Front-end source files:
● ● ●

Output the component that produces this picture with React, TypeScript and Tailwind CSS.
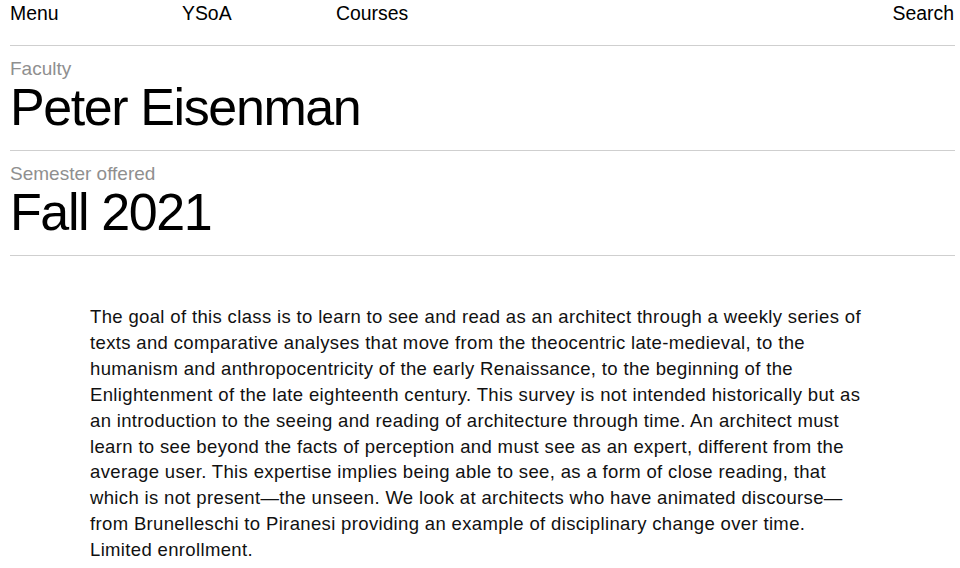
const navLinks = [
  { label: "Menu", width: "w-[172px]" },
  { label: "YSoA", width: "w-[154px]" },
  { label: "Courses", width: "" },
];

const details = [
  { label: "Faculty", value: "Peter Eisenman" },
  { label: "Semester offered", value: "Fall 2021" },
];

const description =
  "The goal of this class is to learn to see and read as an architect through a weekly series of texts and comparative analyses that move from the theocentric late-medieval, to the humanism and anthropocentricity of the early Renaissance, to the beginning of the Enlightenment of the late eighteenth century. This survey is not intended historically but as an introduction to the seeing and reading of architecture through time. An architect must learn to see beyond the facts of perception and must see as an expert, different from the average user. This expertise implies being able to see, as a form of close reading, that which is not present\u2014the unseen. We look at architects who have animated discourse\u2014from Brunelleschi to Piranesi providing an example of disciplinary change over time. Limited enrollment.";

function App() {
  return (
    <div className="min-h-screen bg-white pl-[10px] pr-[5px] font-['Liberation_Sans',Arial,sans-serif] text-black">
      <header className="flex h-[46px] items-start border-b border-[#cfcfcf] text-[19.4px] leading-[26px]">
        {navLinks.map((link) => (
          <a key={link.label} href="#" className={link.width}>
            {link.label}
          </a>
        ))}
        <a href="#" className="ml-auto pr-px">
          Search
        </a>
      </header>

      {details.map((item) => (
        <section
          key={item.label}
          className="h-[105px] border-b border-[#cfcfcf] pt-[12px]"
        >
          <p className="text-[19px] leading-[22px] text-[#8f8f8f]">{item.label}</p>
          <h1 className="mt-px text-[52px] leading-[52px] tracking-[-1.4px]">
            {item.value}
          </h1>
        </section>
      ))}

      <div className="pl-[80px] pt-[48px]">
        <p className="w-[776px] text-[18.5px] leading-[25.9px] tracking-[0.35px] text-[#111]">
          {description}
        </p>
      </div>
    </div>
  );
}

export default App;
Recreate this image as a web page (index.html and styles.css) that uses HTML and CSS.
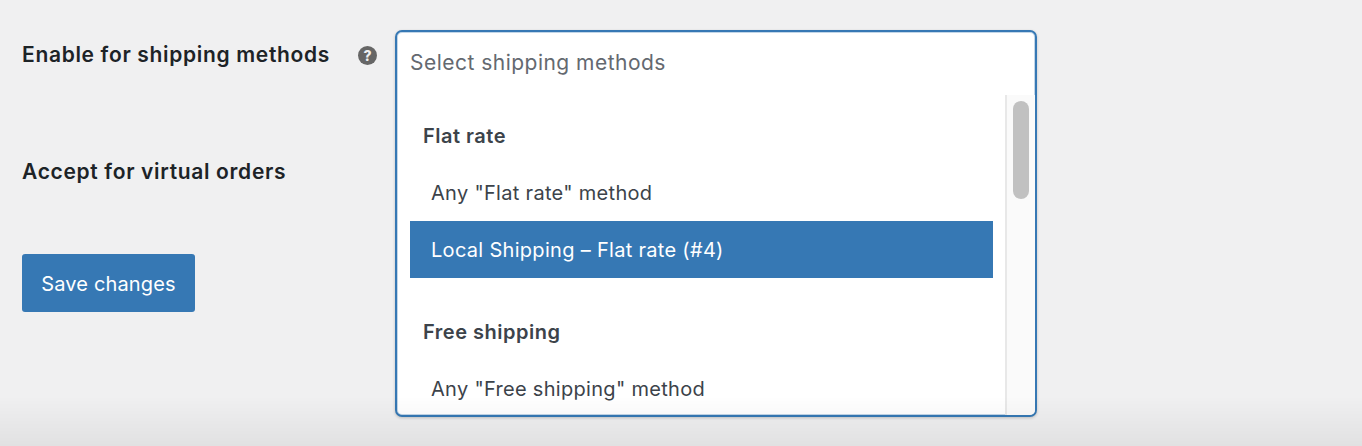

● ● ●

Copy each line containing the word "this" from the data.

Output the component that produces this picture with React, TypeScript and Tailwind CSS.
  "The goal of this class is to learn to see and read as an architect through a weekly series of texts and comparative analyses that move from the theocentric late-medieval, to the humanism and anthropocentricity of the early Renaissance, to the beginning of the Enlightenment of the late eighteenth century. This survey is not intended historically but as an introduction to the seeing and reading of architecture through time. An architect must learn to see beyond the facts of perception and must see as an expert, different from the average user. This expertise implies being able to see, as a form of close reading, that which is not present\u2014the unseen. We look at architects who have animated discourse\u2014from Brunelleschi to Piranesi providing an example of disciplinary change over time. Limited enrollment.";
Recreate this image as a web page (index.html and styles.css) that uses HTML and CSS.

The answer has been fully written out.